▶ [Aim]: Pull out every line below that holds the word "this".

▶ [Stored records]:
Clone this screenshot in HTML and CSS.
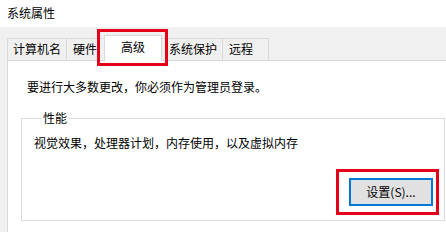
FILE: index.html
```html
<!DOCTYPE html>
<html lang="zh-CN">
<head>
<meta charset="utf-8">
<title>系统属性</title>
<link rel="stylesheet" href="styles.css">
</head>
<body>
<div class="window">
  <div class="title">系统属性</div>
  <div class="dialog">
    <div class="tabs">
      <div class="tab tab-1">计算机名</div>
      <div class="tab tab-2">硬件</div>
      <div class="tab tab-active">高级</div>
      <div class="tab tab-4">系统保护</div>
      <div class="tab tab-5">远程</div>
    </div>
    <div class="panel">
      <p class="message">要进行大多数更改，你必须作为管理员登录。</p>
      <fieldset class="group">
        <legend class="group-title">性能</legend>
        <p class="group-text">视觉效果，处理器计划，内存使用，以及虚拟内存</p>
        <div class="actions">
          <span class="highlight"><button class="btn" type="button">设置(S)...</button></span>
        </div>
      </fieldset>
    </div>
  </div>
</div>
</body>
</html>
```

FILE: styles.css
```css
html, body {
  margin: 0;
  padding: 0;
  background: #ffffff;
}
body {
  width: 446px;
  height: 232px;
  overflow: hidden;
  font-family: "Noto Sans CJK SC", "Noto Sans", sans-serif;
  font-size: 12px;
  color: #000;
}
.window {
  display: flex;
  flex-direction: column;
  height: 232px;
}
.title {
  height: 27px;
  line-height: 25px;
  padding-left: 7px;
  background: #ffffff;
}
.dialog {
  flex: 1;
  background: #f0f0f0;
  padding: 8px 0 0 7px;
  overflow: hidden;
}
.tabs {
  display: flex;
  align-items: flex-end;
}
.tab {
  height: 22px;
  box-sizing: border-box;
  line-height: 20px;
  border: 1px solid #d9d9d9;
  border-bottom: none;
  background: #f0f0f0;
  padding: 0 6px;
  margin-left: -1px;
  white-space: nowrap;
}
.tab-1 {
  margin-left: 0;
  padding: 0 5px;
}
.tab-2 {
  padding: 0 7px 0 6px;
}
.tab-active {
  position: relative;
  z-index: 2;
  height: 26px;
  line-height: 22px;
  padding: 0 16px 3px 16px;
  margin-bottom: -1px;
  background: #ffffff;
}
.tab-active::after {
  content: "";
  position: absolute;
  left: -8px;
  right: -7px;
  top: -7px;
  bottom: -5px;
  border: 3px solid #e5001a;
}
.tab-4 {
  padding: 0 5px 0 7px;
}
.tab-5 {
  padding: 0 15px 0 6px;
}
.panel {
  width: 470px;
  height: 200px;
  background: #ffffff;
  border: 1px solid #d9d9d9;
  padding: 18px 0 0 13px;
}
.message {
  margin: 0 0 15px 6px;
  line-height: 16px;
}
.group {
  width: 424px;
  box-sizing: border-box;
  margin: 0;
  padding: 9px 5px 5px 12px;
  border: 1px solid #dcdcdc;
}
.group-title {
  margin-left: 7px;
  padding: 0 2px;
  line-height: 16px;
}
.group-text {
  margin: 0;
  line-height: 16px;
}
.actions {
  display: flex;
  justify-content: flex-end;
  margin-top: 18px;
}
.highlight {
  display: block;
  border: 3px solid #e5001a;
  padding: 6px 3px 6px 10px;
}
.btn {
  display: block;
  width: 84px;
  height: 28px;
  margin: 0;
  padding: 0;
  border: 2px solid #0078d7;
  background: #e1e1e1;
  font-family: "Noto Sans CJK SC", "Noto Sans", sans-serif;
  font-size: 12px;
  color: #000;
  line-height: 22px;
}
```
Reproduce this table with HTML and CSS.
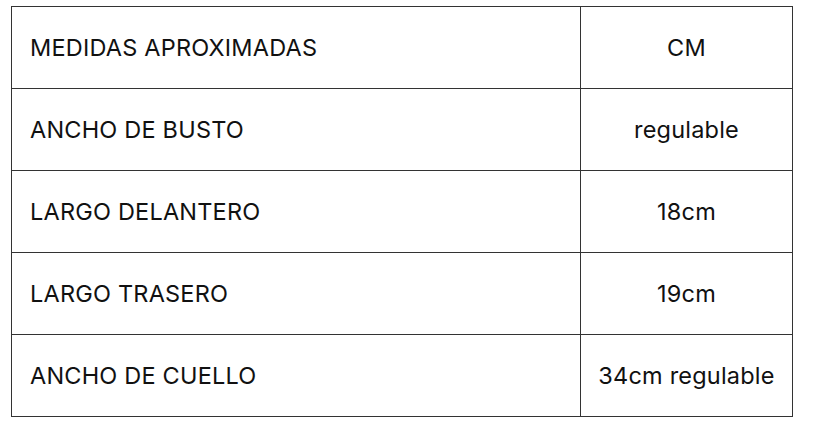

▶ [Correct output]:
Clone this screenshot in HTML and CSS.
Reproduce this table with HTML and CSS.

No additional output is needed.